The white evangelicals in The Anointed and those who so militantly attack Stephens and Giberson for analyzing them without kid gloves may be blind to the world Cone discusses and the work race does. Evangelicals can obsess over issues of museums, child-rearing manuals, and the Founders relationship to religion because they have not and do not suffer as African Americans have or as gays, lesbians, and transgendered individuals have. All individuals suffer – to be alive is to suffer at some point. But white evangelicals don’t suffer from structures; they don’t suffer from systems. They may not like certain venues in American society, but no water fountains have been designated “liberal only” and no evangelical has been murdered in the United States because he or she was evangelical. Cone ends where white evangelicals refuse to begin, the places where they never have to go: racial realities of everyday life.

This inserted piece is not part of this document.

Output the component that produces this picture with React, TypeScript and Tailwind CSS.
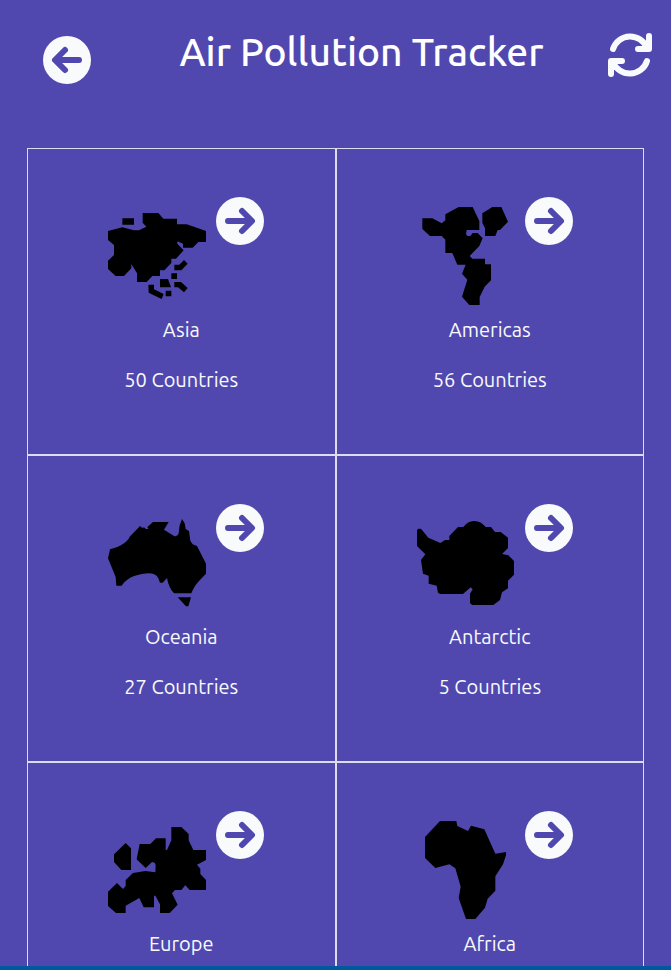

Where is “the gospel of Jesus’ cross revealed today”? Cone asks at the end of his work. His answer is specific and off the radar of the anointed evangelicals: “the criminal justice system where nearly 1/3 of black men between ages of 18 and 28 are in prisons, jails, on parole, or waiting for their day in court.” If one really believes that the age of the dinosaurs, or the private letters of the founders, or the possibility of their sons coming out as gay, or the possibility that Obama may be the Antichrist, are the most pressing moral problems of our age, then a bunch of black men in prison will concern them about as much as the history of enslavement, the plethora of violated land treaties, the brutal past and present of American colonialism, and the lynching of black America. They probably won’t read Cone’s book, but we can wonder. Why do they cry so loudly about The Anointed when they could sob softly and humbly about The Cross and the Lynching Tree?